The UN showed the same sense of entitlement and refusal of responsibility as the other international institutions, denying everything until forced to concede, then claiming legal immunity.
The UN went to Haiti after the US, France and Canada sent troops to overthrow Haiti's elected president, Jean-Bertrand Aristide, in 2004. Aristide’s ouster was part of a series of coups that the US has led in the Americas. Coups are classified as ‘soft’ or ‘hard’.
In the past two decades alone, there have been coups in Venezuela in 2002 (failed), Haiti in 2004, Honduras in 2009, Paraguay in 2012 (‘soft’) and Brazil in 2016 (‘soft’). Even the ‘soft’ coups came with violence and deaths.
The Haiti coup led to the death of hundreds, if not thousands. Once Aristide was overthrown, the US stepped back and the UN took over, occupying Haiti for more than a decade.
Even before the 2004 coup, Haiti's government was constrained in what it could deliver to its people. Loans from the International Development Bank were blocked through US intervention in the form of sponsored right-wing groups and austerity policies. Haiti depended on foreign aid, and with few exceptions, such as Rwanda and Israel, donor countries don't give aid to governments, even democratic ones, instead preferring to give aid to NGOs to provide social goods.
The NGOs are accountable to those who pay their bills rather than those to whom they provide services. They also spend a considerable amount of the money they receive on staff whose job is to secure more money, and other forms of ‘administration’, where governments could have simply got on with the job.
The tale told by donors is that it must be this way because local governments are corrupt. But in light of constant sexual and other scandals, there is no reason to think that NGOs are anything other than profoundly corrupt themselves.

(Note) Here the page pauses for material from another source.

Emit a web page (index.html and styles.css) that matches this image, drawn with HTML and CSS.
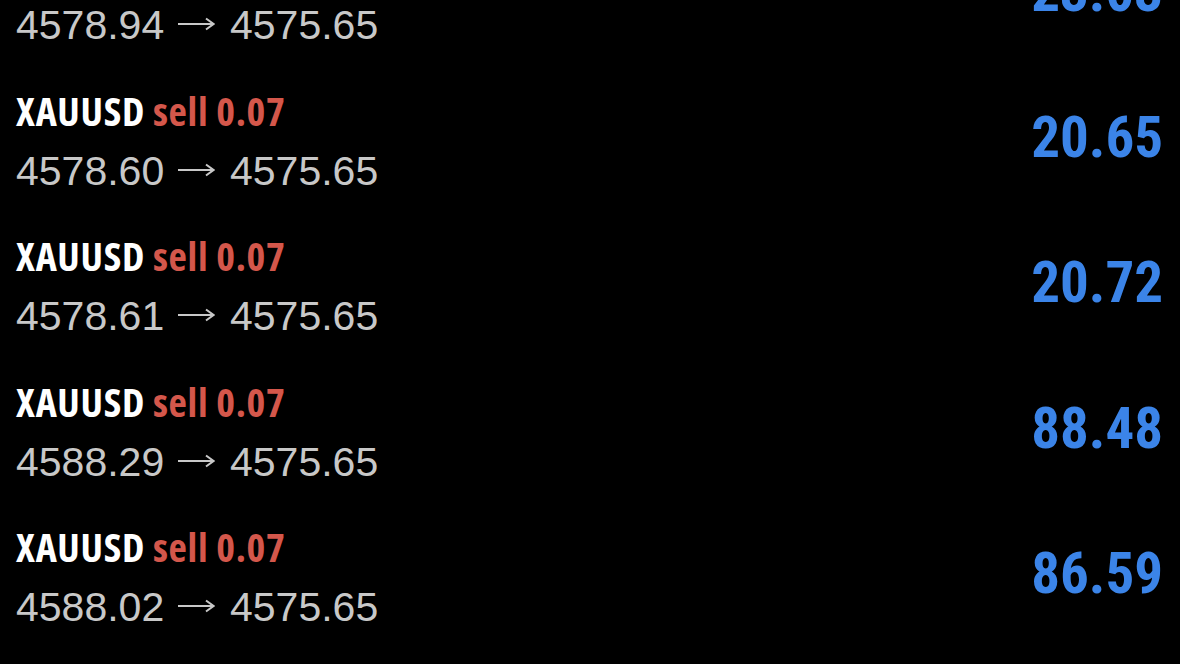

The idea of ‘wholesome foreigners’ and ‘corrupt locals’ is one of a series of racist myths that leads to the scandals we are seeing today.
After the coup of 2004, the UN stepped in at the top of the pyramid that governs Haiti, providing the armed force, while NGOs are left in charge of social services and donor countries in charge of finances.
The Haitians who work under the supervision of foreign administrators are subordinate, local faces. For the foreign administrators, the sovereignty Haitians fought for in the first successful slave revolt in human history is to be avoided, lest it lead to local corruption.
Though the UN mission finally ended in 2017, Haitian institutions, including the police, are still under international supervision.
In the years leading up to the coup, many foreign NGOs backed the overthrow of Aristide.
They did so in the name of ‘civil society’. The alliance to overthrow Haiti was a coalition of foreign-funded NGOs, political organisations funded by the US National Endowment for Democracy, the International Republican Institute, the National Democratic Institute, and subcontractors for multinationals – some of the wealthiest men on the island.
A group of NGOs often considered to be ‘progressive’, including ActionAid, Alternatifs and Grassroots International, also took positions interpreted as offering support for the coup.
Whatever the intentions of the progressive NGOs who joined this coalition, they helped destroy any possibility for a popular government and contributed to the myth that Haitians cannot do it for themselves.
They helped change Haiti from a site of struggle between local democracy and US-led imperialism to a dictatorship of NGOs, from a government fighting for sovereignty to one run on charity.
And as one group of activists put it in a statement about the Oxfam scandal, “charities thrive on the poor, not on ending poverty”.